Self-Testing May Be Good For You

  • You are on long-term warfarin anticoagulation therapy.
  • You have a good line of communication with your doctor or healthcare providers and follow your doctor’s instructions and treatment plans successfully.
  • You have a good personal support network at home.
  • You may benefit from the convenience of self-testing, because, for example, you presently do not drive, you have to rely on someone else or a caregiver for transportation, you have a schedule that does not easily accommodate routine or frequent travel for blood tests.
  • You are interested in testing your INR more frequently for an added layer of confidence, because, for example, you have a history of fluctuating INRs, you are starting on another new medication, you have changed your diet recently, or you have another illness.
  • You enjoy or frequently travel and self-testing will allow for easier travel, especially to other states or countries, where patients may not know what service providers are available to them or where there may be language barriers.
  • You dislike or are afraid of needles or have a difficult time producing blood from a vein draw.
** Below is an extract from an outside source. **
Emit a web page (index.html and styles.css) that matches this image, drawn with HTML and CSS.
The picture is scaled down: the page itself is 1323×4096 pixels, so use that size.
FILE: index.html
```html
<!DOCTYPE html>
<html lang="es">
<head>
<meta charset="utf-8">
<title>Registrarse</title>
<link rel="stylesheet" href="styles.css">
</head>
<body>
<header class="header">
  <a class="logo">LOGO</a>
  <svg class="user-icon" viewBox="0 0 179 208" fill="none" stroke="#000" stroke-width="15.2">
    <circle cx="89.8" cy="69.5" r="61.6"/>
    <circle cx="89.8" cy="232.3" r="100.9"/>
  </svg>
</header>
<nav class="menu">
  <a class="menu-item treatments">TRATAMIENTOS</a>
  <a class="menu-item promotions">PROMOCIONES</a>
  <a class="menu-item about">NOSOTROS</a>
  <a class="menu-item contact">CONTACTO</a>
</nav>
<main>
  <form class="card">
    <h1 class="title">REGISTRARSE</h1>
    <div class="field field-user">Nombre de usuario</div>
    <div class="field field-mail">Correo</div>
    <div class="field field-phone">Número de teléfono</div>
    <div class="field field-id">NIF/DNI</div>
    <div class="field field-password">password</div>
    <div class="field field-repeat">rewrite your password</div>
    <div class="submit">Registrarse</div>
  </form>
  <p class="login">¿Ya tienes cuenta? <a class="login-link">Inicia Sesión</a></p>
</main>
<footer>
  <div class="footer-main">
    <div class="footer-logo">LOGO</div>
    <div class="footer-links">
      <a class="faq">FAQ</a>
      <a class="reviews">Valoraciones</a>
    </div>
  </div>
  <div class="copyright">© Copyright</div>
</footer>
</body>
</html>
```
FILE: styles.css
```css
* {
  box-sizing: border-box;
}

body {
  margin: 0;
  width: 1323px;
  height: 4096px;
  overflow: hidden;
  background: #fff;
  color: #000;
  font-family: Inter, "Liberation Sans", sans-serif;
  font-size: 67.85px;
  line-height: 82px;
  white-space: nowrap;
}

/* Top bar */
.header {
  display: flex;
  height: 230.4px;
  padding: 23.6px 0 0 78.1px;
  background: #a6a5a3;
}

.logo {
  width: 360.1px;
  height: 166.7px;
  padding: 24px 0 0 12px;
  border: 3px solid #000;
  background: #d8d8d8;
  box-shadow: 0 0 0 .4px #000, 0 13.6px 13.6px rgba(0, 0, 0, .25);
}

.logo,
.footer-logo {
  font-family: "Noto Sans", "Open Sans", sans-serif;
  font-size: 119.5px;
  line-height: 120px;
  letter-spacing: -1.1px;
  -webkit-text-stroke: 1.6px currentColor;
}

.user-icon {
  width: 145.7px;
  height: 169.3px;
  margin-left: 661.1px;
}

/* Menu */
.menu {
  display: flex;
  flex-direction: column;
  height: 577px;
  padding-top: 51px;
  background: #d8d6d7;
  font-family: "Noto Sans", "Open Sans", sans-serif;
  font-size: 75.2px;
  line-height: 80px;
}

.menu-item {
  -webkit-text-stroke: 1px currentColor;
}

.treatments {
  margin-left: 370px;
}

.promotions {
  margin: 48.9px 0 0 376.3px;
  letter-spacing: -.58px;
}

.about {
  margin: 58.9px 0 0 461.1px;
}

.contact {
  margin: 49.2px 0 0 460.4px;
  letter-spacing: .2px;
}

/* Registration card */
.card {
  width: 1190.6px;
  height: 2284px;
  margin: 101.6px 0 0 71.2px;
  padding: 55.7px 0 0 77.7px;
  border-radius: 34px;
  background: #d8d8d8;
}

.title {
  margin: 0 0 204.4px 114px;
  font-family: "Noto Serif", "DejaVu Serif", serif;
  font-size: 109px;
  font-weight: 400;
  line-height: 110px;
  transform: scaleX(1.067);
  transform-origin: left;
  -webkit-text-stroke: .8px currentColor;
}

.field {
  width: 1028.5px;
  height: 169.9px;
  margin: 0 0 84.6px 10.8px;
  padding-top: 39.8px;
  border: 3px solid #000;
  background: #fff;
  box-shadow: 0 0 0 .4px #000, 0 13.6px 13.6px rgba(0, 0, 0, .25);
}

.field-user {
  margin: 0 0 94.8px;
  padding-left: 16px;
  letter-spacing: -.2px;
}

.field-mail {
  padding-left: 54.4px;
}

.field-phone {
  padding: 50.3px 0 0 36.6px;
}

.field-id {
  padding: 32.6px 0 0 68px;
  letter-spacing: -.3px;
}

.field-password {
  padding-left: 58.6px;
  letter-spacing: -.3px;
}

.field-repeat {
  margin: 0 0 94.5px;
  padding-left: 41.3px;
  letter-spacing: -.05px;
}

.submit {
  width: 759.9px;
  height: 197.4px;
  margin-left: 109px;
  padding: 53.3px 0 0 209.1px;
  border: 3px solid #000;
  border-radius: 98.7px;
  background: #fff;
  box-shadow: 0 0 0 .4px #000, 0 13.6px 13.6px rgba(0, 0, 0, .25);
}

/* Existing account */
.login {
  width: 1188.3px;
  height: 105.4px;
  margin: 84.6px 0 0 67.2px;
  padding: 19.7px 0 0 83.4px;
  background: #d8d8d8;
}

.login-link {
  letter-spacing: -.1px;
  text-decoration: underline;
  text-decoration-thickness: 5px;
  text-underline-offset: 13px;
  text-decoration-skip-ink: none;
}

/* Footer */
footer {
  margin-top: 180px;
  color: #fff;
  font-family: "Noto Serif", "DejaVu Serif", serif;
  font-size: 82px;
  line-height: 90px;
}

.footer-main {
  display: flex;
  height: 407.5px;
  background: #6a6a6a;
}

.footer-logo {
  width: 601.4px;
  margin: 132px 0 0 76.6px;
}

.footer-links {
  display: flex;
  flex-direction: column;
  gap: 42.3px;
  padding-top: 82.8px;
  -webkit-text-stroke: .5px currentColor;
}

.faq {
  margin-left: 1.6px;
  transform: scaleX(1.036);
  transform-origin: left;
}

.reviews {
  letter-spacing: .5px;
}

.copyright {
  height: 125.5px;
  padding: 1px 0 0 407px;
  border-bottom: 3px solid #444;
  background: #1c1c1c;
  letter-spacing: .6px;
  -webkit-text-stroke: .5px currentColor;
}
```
Self-Testing May Not Be a Good Fit For You

  • You have the clotting condition antiphospholipid syndrome, which may interfere with self-testing INR results.
  • You are anemic, which can disrupt or cause INR test results to fluctuate frequently.
  • You are not physically able to perform the test at home. For example, a diagnosis of arthritis might make it difficult to hold the test strips and get an accurate reading.
  • You are apprehensive about self-testing, do not understand how it works, or might not be able to follow through with doctor recommendations and instructions.
  • You are not able to access the equipment through your insurance provider or you are not able to afford the cost of the equipment.
  • You have alcohol or recreational drug issues.
 

Questions to Ask Yourself Prior to INR Self-Testing

If you are a warfarin patient considering the use of an in-home testing device to check your INR, you first need to determine if you are a good candidate for INR self-testing. You can print out the checklist below and answer the questions before scheduling an appointment to speak with your healthcare provider about your options for self-testing.

Yes No
Do you take warfarin and plan to be taking it 90 days or longer?
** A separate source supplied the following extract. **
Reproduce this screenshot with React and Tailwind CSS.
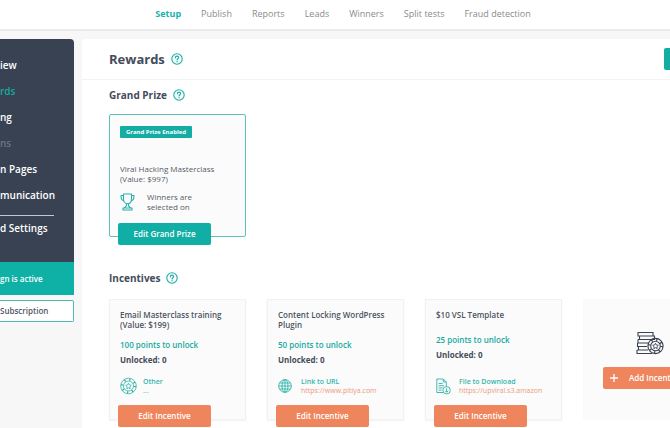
import React from 'react';

const tabs = ['Setup', 'Publish', 'Reports', 'Leads', 'Winners', 'Split tests', 'Fraud detection'];

const menu = [
  { label: 'iew' },
  { label: 'rds', state: 'active' },
  { label: 'ng' },
  { label: 'ns', state: 'muted' },
  { label: 'n Pages' },
  { label: 'munication' },
];

const incentives = [
  { title: 'Email Masterclass training (Value: $199)', points: 100, type: 'Other', detail: '...', icon: 'chip' },
  { title: 'Content Locking WordPress Plugin', points: 50, type: 'Link to URL', detail: 'https://www.pitiya.com', icon: 'globe' },
  { title: '$10 VSL Template', points: 25, type: 'File to Download', detail: 'https://upviral.s3.amazon', icon: 'file' },
];

const HelpIcon = () => (
  <svg viewBox="0 0 12 12" className="h-3 w-3 shrink-0" fill="none" stroke="#17aea5" strokeLinecap="round" aria-hidden="true">
    <circle cx="6" cy="6" r="5.2" strokeWidth="1.1" />
    <path d="M4.4 4.8c0-1 .7-1.6 1.6-1.6s1.6.6 1.6 1.4c0 1.1-1.5 1.2-1.5 2.3" strokeWidth="1.2" />
    <path d="M6.1 8.7v.1" strokeWidth="1.3" />
  </svg>
);

const TrophyIcon = () => (
  <svg viewBox="0 0 16 18" className="h-[18px] w-4 shrink-0" fill="none" stroke="#2bb0b0" strokeWidth="1.1" strokeLinejoin="round" aria-hidden="true">
    <path d="M3.5 1h8v4.5c0 3-1.4 5.3-4 5.3s-4-2.3-4-5.3z" />
    <path d="M3.5 2.5H1c0 3.2.8 5 3 5.5M11.5 2.5H14c0 3.2-.8 5-3 5.5" />
    <path d="M6.5 10.8v1.7c0 1-1.5 1.3-2 2.5h6c-.5-1.2-2-1.5-2-2.5v-1.7M3 15h9v2H3z" />
  </svg>
);

const ChipIcon = () => (
  <svg viewBox="0 0 18 18" className="h-[18px] w-[18px] shrink-0" fill="none" stroke="#2fb3a9" strokeWidth=".8" aria-hidden="true">
    <circle cx="8.5" cy="9" r="7.8" />
    <circle cx="8.5" cy="9" r="5" />
    <circle cx="8.5" cy="9" r="6.4" strokeWidth="2.4" strokeDasharray="1.2 3.83" />
    <path d="M8.5 6.2l.9 1.8 1.9.3-1.4 1.4.3 2-1.7-.9-1.7.9.3-2-1.4-1.4 1.9-.3z" />
  </svg>
);

const GlobeIcon = () => (
  <svg viewBox="0 0 14 14" className="h-3.5 w-3.5 shrink-0" fill="none" stroke="#2fb3a9" strokeWidth=".9" aria-hidden="true">
    <circle cx="7" cy="7" r="6.3" />
    <ellipse cx="7" cy="7" rx="3" ry="6.3" />
    <path d="M7 .7v12.6M.7 7h12.6M1.5 4h11M1.5 10h11" />
  </svg>
);

const FileIcon = () => (
  <svg viewBox="0 0 16 17" className="h-[17px] w-4 shrink-0" fill="none" stroke="#2fb3a9" strokeWidth=".9" aria-hidden="true">
    <path d="M7 14.5H.8V1h6.5l3 3v4.5M7.3 1v3h3" />
    <path d="M2.6 5.5h4M2.6 7.7h5.5M2.6 9.9h4M2.6 12.1h3" />
    <circle cx="10.6" cy="12.3" r="3.7" />
    <path d="M10.6 10.2v4M9.1 12.8l1.5 1.5 1.5-1.5" />
  </svg>
);

const CoinsIcon = () => (
  <svg viewBox="0 0 28 24" className="mr-1 h-6 w-7" fill="none" stroke="#3b4252" strokeWidth="1.1" aria-hidden="true">
    <path d="M2 1.5h15V5H2zM3.5 5h15v3.5h-15zM2 8.5h12M2 8.5V12h10M1.5 12h10M1.5 12v3.5h9.5M2.5 15.5V19H12M1 19h11M1 19v3.5h15M18.5 5v2" />
    <circle cx="19.5" cy="15" r="7.6" />
    <circle cx="19.5" cy="15" r="4.8" />
    <circle cx="19.5" cy="15" r="6.2" strokeWidth="2.4" strokeDasharray="1.2 3.67" />
    <path d="M19.5 12.3l.9 1.7 1.9.3-1.4 1.4.3 1.9-1.7-.9-1.7.9.3-1.9-1.4-1.4 1.9-.3z" strokeWidth=".9" />
  </svg>
);

const icons = { chip: ChipIcon, globe: GlobeIcon, file: FileIcon };

const SectionTitle = ({ children }) => (
  <div className="flex items-center gap-1.5">
    <h2 className="text-[10px] leading-4 font-bold text-[#434c5b]">{children}</h2>
    <HelpIcon />
  </div>
);

const IncentiveCard = ({ item }) => {
  const Icon = icons[item.icon];
  const short = item.title.length < 20;
  return (
    <article className="flex h-[121px] w-[137px] shrink-0 flex-col border border-[#f1f1f2] bg-[#fbfbfb] shadow-xs">
      <div className="px-2.5 pt-2.5">
        <h3 className="text-[8px] leading-[10px] font-semibold text-[#4c5461]">{item.title}</h3>
        <p className={`text-[8px] leading-3 font-semibold text-[#15aa9f] ${short ? 'mt-3.5' : 'mt-[9px]'}`}>{item.points} points to unlock</p>
        <p className="mt-[3px] text-[8px] leading-3 font-bold text-[#454d5a]">Unlocked: 0</p>
      </div>
      <div className="mt-auto flex h-6 items-center px-2.5">
        <div className="flex w-[23px] shrink-0"><Icon /></div>
        <div className="min-w-0 text-[7px] leading-[9px]">
          <p className="font-semibold text-[#35b5ab]">{item.type}</p>
          {item.detail === '...' ? (
            <p className="text-[#35b5ab]">{item.detail}</p>
          ) : (
            <a href={item.detail} className="block whitespace-nowrap text-[#ee9a7c]">{item.detail}</a>
          )}
        </div>
      </div>
      <button type="button" className="mt-[7px] -mb-2 ml-2 h-[22px] w-[93px] shrink-0 rounded-xs bg-[#ef855c] text-[8px] font-semibold text-white">
        Edit Incentive
      </button>
    </article>
  );
};

export default function App() {
  return (
    <div className="flex h-screen flex-col overflow-hidden bg-[#f7f7f8] font-['Open_Sans',sans-serif]">
      <header className="shrink-0 border-b-2 border-[#ebebeb] bg-white">
        <nav className="flex h-[29px] items-center justify-center gap-5 pb-0.5 pl-4">
          {tabs.map((tab, i) => (
            <a key={tab} href="#" className={`text-[9px] leading-3 whitespace-nowrap ${i === 0 ? 'font-bold text-[#16b1ae]' : 'text-[#8b8b8b]'}`}>
              {tab}
            </a>
          ))}
        </nav>
      </header>

      <div className="flex min-h-0 flex-1 gap-2 pt-2">
        <aside className="w-[74px] shrink-0">
          <div className="overflow-hidden rounded-tr bg-[#394253]">
            <nav className="flex flex-col gap-2.5 pt-[18px] pb-[26px]">
              {menu.map((item) => (
                <a
                  key={item.label}
                  href="#"
                  className={`text-[10px] leading-4 font-semibold whitespace-nowrap ${item.state === 'active' ? 'text-[#17a99f]' : item.state === 'muted' ? 'text-[#6b7482]' : 'text-white'}`}
                >
                  {item.label}
                </a>
              ))}
              <hr className="mt-0.5 mr-5 border-t border-[#c3c8cf]" />
              <a href="#" className="-mt-1.5 text-[10px] leading-4 font-semibold whitespace-nowrap text-white">d Settings</a>
            </nav>
            <div className="flex h-[33px] items-center bg-[#0fb0a5] text-[8px] font-semibold whitespace-nowrap text-white">gn is active</div>
          </div>
          <button type="button" className="mt-[5px] flex h-[22px] w-full items-center rounded-r-xs border border-l-0 border-[#4fb9b2] bg-white text-[8px] font-semibold text-[#505864]">
            Subscription
          </button>
        </aside>

        <main className="min-w-0 flex-1 overflow-hidden rounded-tl bg-white">
          <div className="flex h-[41px] items-center justify-between border-b border-[#f3f3f3] pl-[27px]">
            <div className="flex items-center gap-1.5">
              <h1 className="text-[13px] leading-5 font-bold text-[#434c5b]">Rewards</h1>
              <HelpIcon />
            </div>
            <button type="button" aria-label="Save" className="h-[22px] w-1.5 rounded-l-xs bg-[#14ada3]" />
          </div>

          <section className="pt-[7px] pl-[27px]">
            <SectionTitle>Grand Prize</SectionTitle>
            <article className="mt-[11px] flex h-[123px] w-[137px] flex-col rounded-xs border border-[#5cc2b9] bg-[#fbfbfb]">
              <div className="px-2.5 pt-[11px] text-[8px] leading-[10px] text-[#555c66]">
                <span className="flex h-3 w-[72px] items-center justify-center rounded-[1px] bg-[#13ada3] text-[6px] font-bold whitespace-nowrap text-white">
                  Grand Prize Enabled
                </span>
                <h3 className="mt-[26px]">Viral Hacking Masterclass (Value: $997)</h3>
                <div className="mt-2 flex items-center gap-[11px]">
                  <TrophyIcon />
                  <p>Winners are<br />selected on</p>
                </div>
              </div>
              <button type="button" className="mt-auto -mb-[9px] ml-2 h-[22px] w-[93px] shrink-0 rounded-xs bg-[#10aea4] text-[8px] font-semibold text-white">
                Edit Grand Prize
              </button>
            </article>
          </section>

          <section className="mt-[33px] pl-[27px]">
            <SectionTitle>Incentives</SectionTitle>
            <div className="mt-[13px] flex gap-[21px]">
              {incentives.map((item) => (
                <IncentiveCard key={item.title} item={item} />
              ))}
              <article className="flex h-[121px] w-[137px] shrink-0 flex-col items-center border border-[#fafafa] bg-[#fbfbfb] pt-[31px]">
                <CoinsIcon />
                <button type="button" className="mt-3 flex h-[22px] w-[97px] items-center gap-[11px] rounded-xs bg-[#ef855c] px-[7px] text-[8px] font-semibold whitespace-nowrap text-white">
                  <svg viewBox="0 0 8 8" className="h-2 w-2 shrink-0" stroke="currentColor" strokeWidth="1.3" aria-hidden="true">
                    <path d="M4 0v8M0 4h8" />
                  </svg>
                  Add Incentive
                </button>
              </article>
            </div>
          </section>
        </main>
      </div>
    </div>
  );
}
Have you been told you are at risk for a blood clot or have one or more of the following medical conditions:

  • Deep vein thrombosis (blood clot in leg)
  • Pulmonary embolism (blood clot in lung)
  • Atrial fibrillation or irregular heart beat
  • Mechanical heart valve
  • A medical condition that increases your risk for blood clots
Do you dislike or have a fear of getting blood drawn through your vein or do you have frequent INR tests or tests one, two or three times per week?
Are you good at communicating with your doctor and other healthcare providers and following the direction they provide to you about your healthcare and health treatments?
Do you live far away from the lab where your blood draws are taken, or are you unable to drive?
Do you travel frequently?
Do you have a schedule that does not permit regular appointments?
Are you physically able to perform a self-INR test, or do you have a caregiver to assist you in administering the test?

Questions to Ask Your Healthcare Provider About INR Home Self-Testing

After completing the questionnaire above, you can discuss your answers at your next doctor’s appointment and also get answers to the questions below before making a decision about whether or not to test your INR at home.

  1. Based on the information I supplied in the INR self-testing checklist, do you think that I am I a good candidate for at-home INR monitoring?

  2. Can I get a prescription for a home testing device?

  3. If yes, can you help me find out what the cost will be or help me identify resources that might be available to help me with the out-of-pocket costs not covered by my insurance plan?

  4. How will I be trained to use the self-testing device properly?

  5. How often do I need to test my INR at home?

  6. How will I communicate my results to your office or lab?

  7. How will you (the healthcare provider) communicate back to me my results and any adjustments in the dosage of my warfarin that I might need to make?